Nach dem Stillstand
<Gespräch, dt.>
Gaby Hartel und Gloria Meynen
Sonntag, den 6. Juni 2021
16:30 – 17:15 Uhr
Ort: Open University, Urfahraner Marktgelände
Abstract
Utopien sind Orte, die man nur im Gedanken bereisen kann. Sie sind häufig durch ein Meer vom Festland getrennt. Die Pandemie aber ist der Pazifik — das stille Meer, das Magellan in sechs Monaten und zwanzig Tagen durchquerte »mit nichts als Himmel und Salzwasser vor Augen«. Kein Ort, ein Zustand. Die Pandemie ist ein Meer ohne Inseln. Sie hinterlässt eine wüste, salzige Welt, soweit das Auge reicht.
»Nichts… nichts… und wieder nichts«, bemerkt Clov in Becketts Endspiel, als er durch das Fernrohr den Ozean betrachtet. Im Gespräch bereisen Gaby Hartel und Gloria Meynen die Einöden des Stillstands. Samuel Beckett trifft auf Alexander von Humboldt. Beide haben auf unterschiedliche Weise, in der Literatur und in der Wissenschaft, auf der Bühne und auf staubigen Hochebenen die Einöden und die infinitesimal kleinen Unterschiede und Details vermessen. Gaby Hartel und Gloria Meynen sprechen über das Warten und die lange Weile, über Orte, Symptome und Selbsttechniken der Langsamkeit. Inwieweit kann der Stillstand durch Narrationen und Geografien zum Flirren, Tönen und Sprechen gebracht werden? Ihr Gespräch kreist um die offene Frage, ob aus der Müdigkeit, der schwarzen Galle salziger Einöden, eine Selbsttechnik und aktive Protestform entstehen kann. Wo endet der Pazifik – können wir aus dem Stillstand Wind und Schubkraft gewinnen?
Biografien
Gaby Hartel lebt als Kuratorin, Übersetzerin und Radiomacherin in Berlin und London. Zu ihrem Portfolio zählen Ausstellungen im Soundbereich und an der Schnittstelle von Literatur und zeitgenössischer Kunst (u.a. für die Kunsthalle Wien, den Neuen Berliner Kunstverein, das ZKM). Radiosendungen, Veröffentlichungen, Symposien sowie Lehrtätigkeiten zur zeitgenössischen Kunst, Radioästhetik, Radioarchiven. Zu Gabys Arbeiten als Kuratorin oder Konzeptberaterin gehören: Art / Nature, sound art interventions at Museum für Naturkunde Berlin (2014 – 2018); Radiophonics (HKW, Berlin 2018); Choreography of Sound (ZKM, 2013); SOUNDS. radio – art – new music (nbk, 2010).

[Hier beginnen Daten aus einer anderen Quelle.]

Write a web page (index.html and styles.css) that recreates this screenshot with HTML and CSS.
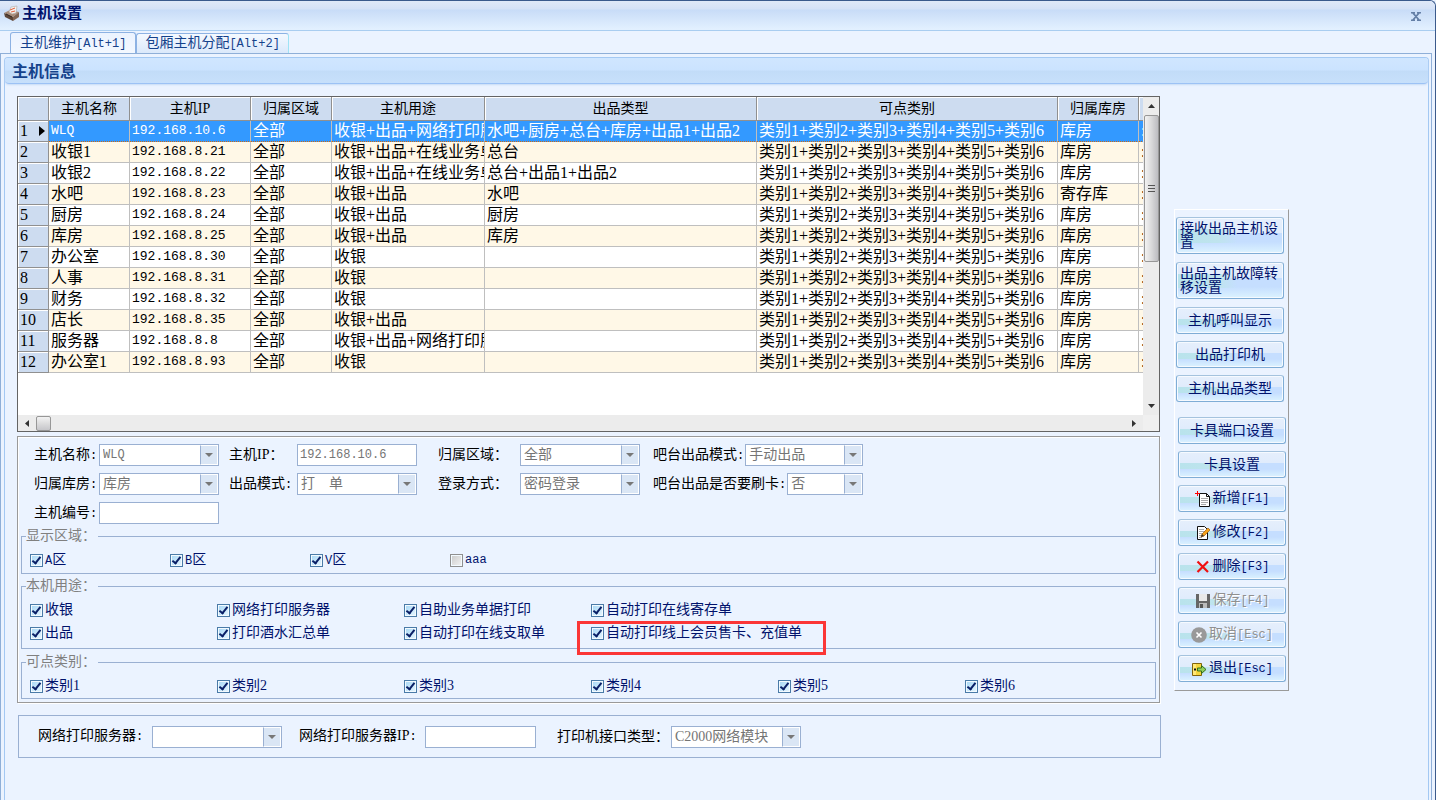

Gloria Meynen ist eine Kultur- und Medienwissenschaftlerin, Professorin für Medientheorien am Institut für Medien der Kunstuniversität Linz. Sie hat Neuere Deutsche Literatur, Ältere deutsche Sprache und Literatur, Philosophie und Kulturwissenschaft in Köln, Bonn, Bochum, Konstanz und Berlin studiert, promovierte 2004 an der Humboldt-Universität zu Berlin mit der Dissertationsschrift Büro. Die Erfindung der Schreibfläche, einer Geschichte der Zweidimensionalität. Sie wurde 2016 am Fachbereich Kulturwissenschaften der Leuphana Universität Lüneburg mit der Monografie Inseln und Meere. Zur Geografie und Geschichte fluider Grenzen habilitiert, die 2020 bei Matthes & Seitz Berlin erschienen ist.